C’è un pezzo di Molise nelle indagini sul ritrovamento delle ossa rinvenute nella dependance della Nunziatura apostolica di Città del Vaticano, in un primo momento accostate a Emanuela Orlandi, la ragazza 15enne scomparsa misteriosamente a Roma il 22 giugno del 1983. Infatti tra le prime persone convocate dalla polizia, dopo gli operai che hanno trovato le ossa mentre picconavano il pavimento di Villa Giorgina, c’è Anna Mascia, originaria di Chiauci.
La signora, sorella di don Antonio Mascia, missionario in Africa e in precedenza parroco a Civitanova del Sannio e Agnone, da quanto riporta ilmessaggero.it, è una donna molto devota, due figli, una condotta di vita irreprensibile.
Anna Mascia, che in Molise ha una sorella, ex dirigente scolastica a Trivento, ha vissuto con il marito Felice nella dependance della Nunziatura dal 2003 e lasciata poco tempo fa quando la signora è andata in pensione. A chiamarla per ricoprire l’incarico era stato il Nunzio dell’epoca, il cardinale Paolo Romeo, dopo che lo storico custode, conosciuto da tutti come Pino, aveva lasciato l’incarico alla Villa, dopo aver vissuto lì per tantissimi anni insieme con l’anziana madre. Ad Anna Mascia – da quanto riferisce il quotidiano online romano – la polizia ha chiesto proprio di Pino, se avessero mai notato qualcosa di strano e se, nel corso degli anni, qualcuno fosse entrato in quell’abitazione. E lei ha raccontato che nel 2003, quando si è recata con la famiglia a Villa Giorgina, la dependance destinatale come alloggio, era praticamente un tugurio.
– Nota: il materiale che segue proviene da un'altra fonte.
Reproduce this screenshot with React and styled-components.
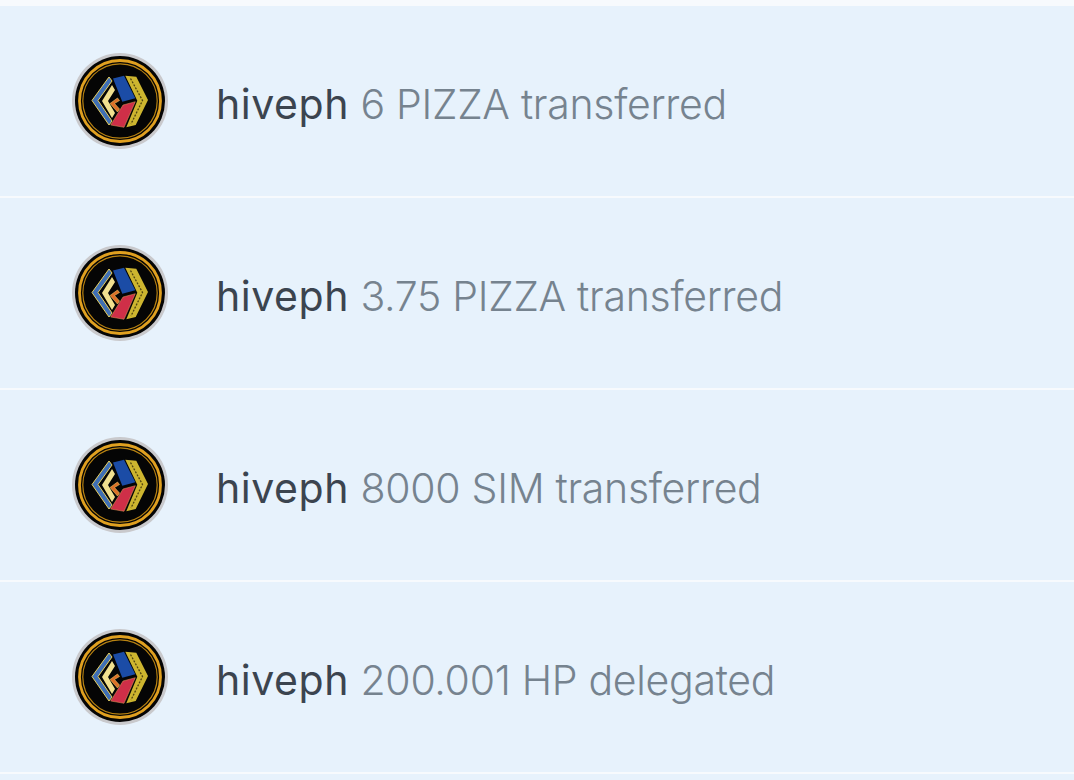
import React from 'react'
import styled, { createGlobalStyle } from 'styled-components'

const GlobalStyle = createGlobalStyle`
    html, body {
        margin: 0;
        padding: 0;
        background: #fff;
        overflow: hidden;
    }
    body {
        font-family: "Inter", "Noto Sans", sans-serif;
    }
`

const notifications = [
    { id: 1, user: 'hiveph', text: '6 PIZZA transferred' },
    { id: 2, user: 'hiveph', text: '3.75 PIZZA transferred' },
    { id: 3, user: 'hiveph', text: '8000 SIM transferred' },
    { id: 4, user: 'hiveph', text: '200.001 HP delegated' },
    { id: 5, user: '', text: '' },
]

const HiveLogo = () => (
    <svg width="96" height="96" viewBox="0 0 96 96">
        <circle cx="48" cy="48" r="48" fill="#c9c9cc" />
        <circle cx="48" cy="48" r="45" fill="#050505" />
        <circle cx="48" cy="48" r="40.5" fill="none" stroke="#e0a020" strokeWidth="2.8" />
        <circle cx="48" cy="48" r="37.2" fill="none" stroke="#b98312" strokeWidth="1.2" />
        {/* left chevrons */}
        <path d="M37 24 L20 47.500 L37 72 L40 68 L26 47.500 L40 28 Z" fill="#3f6fb5" stroke="#e6cf60" strokeWidth="1" />
        <path d="M40 32 L30 48 L40 65 L43 60 L36 48 L43 37 Z" fill="#f1e08f" />
        <path d="M45.500 45 L38 50.500 L45.500 59 L47.500 56 L42.500 50.500 L47.500 47.500 Z" fill="#dd6f28" stroke="#e9c560" strokeWidth="0.6" />
        {/* hive cells */}
        <path d="M41 25.500 L52 22.700 L63.300 45.300 L50.300 48.700 Z" fill="#1b4ca6" />
        <path d="M51 52 L63.300 48.700 L52 74.300 L38.700 72 Z" fill="#cf2f48" stroke="#e8a05a" strokeWidth="0.5" />
        <path d="M53.300 22.700 L64.300 23.700 L76 47 L63.700 72 L54.300 74.300 L65.300 47.700 Z" fill="#cdb52f" />
        <path d="M58.500 25.500 L70.500 47.500 L59 71" fill="none" stroke="#4f4410" strokeWidth="1.3" strokeDasharray="2 1.4" />
    </svg>
)

const App = () => {
    return (
        <>
            <GlobalStyle />
            <List>
                {notifications.map((item) => (
                    <Row key={item.id}>
                        {item.user && (
                            <>
                                <Avatar><HiveLogo /></Avatar>
                                <Message>
                                    <User>{item.user}</User> <Detail>{item.text}</Detail>
                                </Message>
                            </>
                        )}
                    </Row>
                ))}
            </List>
        </>
    )
}

export default App

const List = styled.div`
    width: 1074px;
    height: 780px;
    overflow: hidden;
    padding-top: 6px;
    box-sizing: border-box;
    display: flex;
    flex-direction: column;
    gap: 2px;
    background: #f7fafd;
`
const Row = styled.div`
    flex: 0 0 190px;
    height: 190px;
    display: flex;
    align-items: center;
    background: #e7f2fc;
    padding-left: 72px;
    box-sizing: border-box;
`
const Avatar = styled.div`
    width: 96px;
    height: 96px;
    flex: none;
    margin-right: 48px;
    display: flex;
`
const Message = styled.div`
    font-size: 41px;
    line-height: 50px;
    white-space: nowrap;
    padding-top: 5px;
`
const User = styled.span`
    color: #3b444f;
    letter-spacing: 0.55px;
`
const Detail = styled.span`
    color: #76838f;
    font-weight: 300;
    letter-spacing: -0.3px;
`
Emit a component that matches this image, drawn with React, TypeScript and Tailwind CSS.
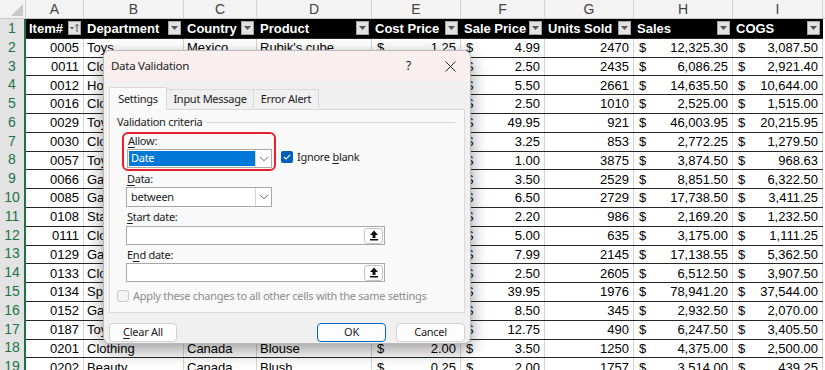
const colW = [
  "w-[58px]",
  "w-[100px]",
  "w-[73px]",
  "w-[115px]",
  "w-[89px]",
  "w-[84px]",
  "w-[89px]",
  "w-[99px]",
  "w-[90px]",
];

const letters = ["A", "B", "C", "D", "E", "F", "G", "H", "I"];

const heads = [
  "Item#",
  "Department",
  "Country",
  "Product",
  "Cost Price",
  "Sale Price",
  "Units Sold",
  "Sales",
  "COGS",
];

const rows = [
  ["0005", "Toys", "Mexico", "Rubik's cube", "1.25", "4.99", "2470", "12,325.30", "3,087.50"],
  ["0011", "Clothing", "USA", "T-shirt", "1.20", "2.50", "2435", "6,086.25", "2,921.40"],
  ["0012", "Home", "Canada", "Lamp", "4.00", "5.50", "2661", "14,635.50", "10,644.00"],
  ["0016", "Clothing", "Mexico", "Socks", "1.50", "2.50", "1010", "2,525.00", "1,515.00"],
  ["0029", "Toys", "USA", "Drone", "21.95", "49.95", "921", "46,003.95", "20,215.95"],
  ["0030", "Clothing", "Canada", "Hat", "1.50", "3.25", "853", "2,772.25", "1,279.50"],
  ["0057", "Toys", "Mexico", "Yo-yo", "0.25", "1.00", "3875", "3,874.50", "968.63"],
  ["0066", "Games", "USA", "Cards", "2.50", "3.50", "2529", "8,851.50", "6,322.50"],
  ["0085", "Games", "Canada", "Dominoes", "1.25", "6.50", "2729", "17,738.50", "3,411.25"],
  ["0108", "Stationery", "Mexico", "Notebook", "1.25", "2.20", "986", "2,169.20", "1,232.50"],
  ["0111", "Clothing", "USA", "Scarf", "1.75", "5.00", "635", "3,175.00", "1,111.25"],
  ["0129", "Games", "Canada", "Chess set", "2.50", "7.99", "2145", "17,138.55", "5,362.50"],
  ["0133", "Clothing", "Mexico", "Gloves", "1.50", "2.50", "2605", "6,512.50", "3,907.50"],
  ["0134", "Sports", "USA", "Racket", "19.00", "39.95", "1976", "78,941.20", "37,544.00"],
  ["0152", "Games", "Canada", "Puzzle", "6.00", "8.50", "345", "2,932.50", "2,070.00"],
  ["0187", "Toys", "Mexico", "Kite", "6.95", "12.75", "490", "6,247.50", "3,405.50"],
  ["0201", "Clothing", "Canada", "Blouse", "2.00", "3.50", "1250", "4,375.00", "2,500.00"],
  ["0202", "Beauty", "Canada", "Blush", "0.25", "2.00", "1757", "3,514.00", "439.25"],
];

function FilterButton({ sort }: { sort?: boolean }) {
  return (
    <span className="ml-auto flex h-[14px] w-[13px] shrink-0 items-center justify-center border border-[#a5a5a5] bg-[#e2e2e2]">
      {sort ? (
        <svg width="11" height="10" viewBox="0 0 11 10">
          <path d="M1 4 L5 4 L3 6.5 Z" fill="#555" />
          <path d="M8 9 V1.5 M6.3 3.2 L8 1.3 L9.7 3.2" stroke="#555" strokeWidth="1" fill="none" />
        </svg>
      ) : (
        <svg width="7" height="4" viewBox="0 0 7 4">
          <path d="M0 0 H7 L3.5 4 Z" fill="#555" />
        </svg>
      )}
    </span>
  );
}

function Cell({ col, value }: { col: number; value: string }) {
  const base = `${colW[col]} h-full shrink-0 border-r border-[#d4d4d4] flex items-center`;
  if (col === 0 || col === 6) {
    return <div className={`${base} justify-end pr-[4px]`}>{value}</div>;
  }
  if (col >= 4) {
    return (
      <div className={`${base} justify-between pl-[5px] pr-[4px]`}>
        <span>$</span>
        <span>{value}</span>
      </div>
    );
  }
  return <div className={`${base} overflow-hidden whitespace-nowrap pl-[3px]`}>{value}</div>;
}

function Chevron() {
  return (
    <svg width="10" height="6" viewBox="0 0 10 6">
      <path d="M1 0.8 L5 4.8 L9 0.8" stroke="#666" strokeWidth="1" fill="none" />
    </svg>
  );
}

function RangeButton() {
  return (
    <span className="ml-auto mr-[1px] flex h-[16px] w-[19px] items-center justify-center rounded-[3px] border border-[#c4c4c4] bg-white">
      <svg width="10" height="11" viewBox="0 0 10 11">
        <path d="M5 0.5 L1 5 H3.5 V8 H6.5 V5 H9 Z" fill="#111" />
        <rect x="1" y="9" width="8" height="1.5" fill="#111" />
      </svg>
    </span>
  );
}

function DataValidation() {
  return (
    <div className="absolute left-[103px] top-[50px] flex h-[294px] w-[368px] flex-col overflow-hidden rounded-[7px] border border-[#b8b8b8] bg-[#f0f0f0] font-['Noto_Sans',sans-serif] text-[11px] tracking-[-0.28px] text-[#1b1b1b] shadow-[0_6px_18px_rgba(0,0,0,0.4)]">
      <div className="flex h-[30px] shrink-0 items-center bg-[#f8efee] pl-[7px] text-[11.5px]">
        <span>Data Validation</span>
        <span className="ml-auto mr-[34px] text-[12px]">?</span>
        <svg width="11" height="11" viewBox="0 0 11 11" className="mr-[14px]">
          <path d="M0.5 0.5 L10.5 10.5 M10.5 0.5 L0.5 10.5" stroke="#222" strokeWidth="1" />
        </svg>
      </div>

      <div className="px-[5px] pt-[6px]">
        <div className="flex h-[22px] items-end">
          <div className="relative z-10 -mb-px flex h-[23px] w-[58px] items-center justify-center rounded-t-[2px] border border-b-0 border-[#d9d9d9] bg-[#f9f9f9]">
            Settings
          </div>
          <div className="flex h-[20px] w-[87px] items-center justify-center border border-b-0 border-l-0 border-[#d9d9d9]">
            Input Message
          </div>
          <div className="flex h-[20px] w-[65px] items-center justify-center border border-b-0 border-l-0 border-[#d9d9d9]">
            Error Alert
          </div>
        </div>

        <div className="h-[204px] border border-[#d9d9d9] bg-[#f9f9f9] px-[7px] pt-[5px]">
          <div className="flex h-[14px] items-center">
            <span>Validation criteria</span>
            <span className="ml-[4px] mr-[2px] h-px flex-1 bg-[#d6d6d6]" />
          </div>

          <div className="mt-[3px] flex items-start">
            <div className="ml-[5px] w-[154px] rounded-[6px] border-2 border-[#e8202c] pb-[1px] pl-[3px] pr-[2px]">
              <div className="flex h-[14px] items-center pl-[1px]">
                <span>
                  <span className="underline underline-offset-2">A</span>llow:
                </span>
              </div>
              <div className="mt-[1px] flex h-[19px] items-center border border-[#a8a8a8] bg-white pl-px">
                <span className="flex h-[15px] w-[126px] items-center bg-[#0078d7] pl-[2px] text-white">
                  Date
                </span>
                <span className="ml-auto flex h-full w-[16px] items-center justify-center border-l border-[#d4d4d4]">
                  <Chevron />
                </span>
              </div>
            </div>
            <div className="ml-[5px] mt-[17px] flex items-center">
              <span className="flex h-[12px] w-[12px] items-center justify-center rounded-[2px] bg-[#005fb8]">
                <svg width="8" height="6" viewBox="0 0 8 6">
                  <path d="M0.8 3 L3 5 L7.2 0.8" stroke="#fff" strokeWidth="1.1" fill="none" />
                </svg>
              </span>
              <span className="ml-[4px]">
                Ignore <span className="underline underline-offset-2">b</span>lank
              </span>
            </div>
          </div>

          <div className="ml-[10px] mt-[1px] flex h-[14px] items-center">
            <span className="underline underline-offset-2">D</span>ata:
          </div>
          <div className="ml-[9px] mt-[1px] flex h-[20px] w-[146px] items-center border border-[#a8a8a8] bg-white pl-[4px]">
            between
            <span className="ml-auto flex h-full w-[16px] items-center justify-center border-l border-[#d4d4d4]">
              <Chevron />
            </span>
          </div>

          <div className="ml-[10px] mt-[3px] flex h-[14px] items-center">
            <span className="underline underline-offset-2">S</span>tart date:
          </div>
          <div className="ml-[9px] mt-[2px] flex h-[19px] w-[259px] items-center border border-[#a8a8a8] bg-white">
            <RangeButton />
          </div>

          <div className="ml-[10px] mt-[3px] flex h-[14px] items-center">
            E<span className="underline underline-offset-2">n</span>d date:
          </div>
          <div className="ml-[9px] mt-[1px] flex h-[19px] w-[259px] items-center border border-[#a8a8a8] bg-white">
            <RangeButton />
          </div>

          <div className="mt-[7px] flex h-[14px] items-center text-[#8c8c8c]">
            <span className="h-[12px] w-[12px] rounded-[3px] border border-[#c8c8c8] bg-[#f4f4f4]" />
            <span className="ml-[4px]">Apply these changes to all other cells with the same settings</span>
          </div>
        </div>
      </div>

      <div className="mt-[10px] flex px-[5px]">
        <button className="flex h-[19px] w-[68px] items-center justify-center rounded-[4px] border border-[#d0d0d0] bg-[#fdfdfd]">
          <span>
            <span className="underline underline-offset-2">C</span>lear All
          </span>
        </button>
        <button className="ml-auto flex h-[19px] w-[69px] items-center justify-center rounded-[4px] border border-[#0067c0] bg-[#fdfdfd]">
          OK
        </button>
        <button className="ml-[10px] flex h-[19px] w-[69px] items-center justify-center rounded-[4px] border border-[#d0d0d0] bg-[#fdfdfd]">
          Cancel
        </button>
      </div>
    </div>
  );
}

export default function App() {
  return (
    <div className="relative h-[370px] w-[825px] overflow-hidden bg-white font-['Liberation_Sans',Arial,sans-serif] text-[13px] text-black">
      <div className="flex h-[19px] border-b border-[#c8c8c8] bg-[#f3f3f3] text-[14px] text-[#444]">
        <div className="relative w-[26px] shrink-0 border-r border-[#d0d0d0]">
          <svg width="12" height="12" viewBox="0 0 12 12" className="absolute bottom-[2px] right-[2px]">
            <path d="M12 0 V12 H0 Z" fill="#c9c9c9" />
          </svg>
        </div>
        {letters.map((l, i) => (
          <div
            key={l}
            className={`${colW[i]} flex shrink-0 items-center justify-center border-r border-[#d6d6d6]`}
          >
            {l}
          </div>
        ))}
      </div>

      <div className="flex h-[18.8px]">
        <div className="flex w-[26px] shrink-0 items-center justify-center border-r-2 border-[#217346] bg-[#e3e3e3] text-[14px] text-[#217346]">
          1
        </div>
        {heads.map((h, i) => (
          <div
            key={h}
            className={`${colW[i]} flex shrink-0 items-center bg-black pl-[3px] pr-[3px] font-bold text-white`}
          >
            <span>{h}</span>
            <FilterButton sort={i === 0} />
          </div>
        ))}
      </div>

      {rows.map((r, ri) => (
        <div key={r[0]} className="flex h-[18.8px]">
          <div className="flex w-[26px] shrink-0 items-center justify-center border-r-2 border-[#217346] bg-[#e3e3e3] text-[14px] text-[#217346]">
            {ri + 2}
          </div>
          <div className="flex border-t border-[#262626]">
            {r.map((v, ci) => (
              <Cell key={ci} col={ci} value={v} />
            ))}
          </div>
        </div>
      ))}

      <DataValidation />
    </div>
  );
}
Svolta nelle indagini. Sarebbero le ossa di una persona adulta, approssimativamente tra i 25 e i 35 anni di età, quelle ritrovate nei giorni scorsi sotto il pavimento della Nunziatura di Roma. È quanto riferisce all’Agi, Giovanni Arcudi, direttore di Medicina Legale all’università di Tor Vergata, nominato consulente dal Vaticano nell’ambito dell’indagine della procura capitolina che vuole fare luce sull’eventualità che si tratti dei resti di Emanuela Orlandi. «Ovviamente dobbiamo aspettare l’esito delle analisi di laboratorio – spiega Arcudi – ma la mia impressione sulla base di un primo esame è che si tratti di una persona di età relativamente avanzata, non giovanissima, diciamo trentenne». Questo si evince, spiega l’esperto, «da una serie di elementi relativi alla struttura ossea, il cui sviluppo in questo caso ci dice che questa persona molto probabilmente aveva più di 25 anni». Il che, ovviamente, farebbe cadere l’ipotesi Orlandi, che quando è scomparsa nel 1983 aveva appena 15 anni: «Io per la verità – confida Arcudi – non ho mai avuto la sensazione che si trattasse di lei».
Intanto nei giorni scorsi si è conclusa la prima fase dell’esame, con la pulizia approfondita dei resti e il prelievo degli elementi sufficienti agli esami di laboratorio: «Solo con gli esami potremo stabilire la datazione delle ossa, anche in base all’analisi del terriccio nel quale sono state interrate – conferma il perito – per questo dobbiamo aspettare i responsi del laboratorio genetico forense». Quanto al sesso, Arcudi non si sbilancia: «Onestamente da una prima analisi non posso dire che siano ossa di una donna, non possiamo stabilire con certezza il sesso senza l’esame del Dna».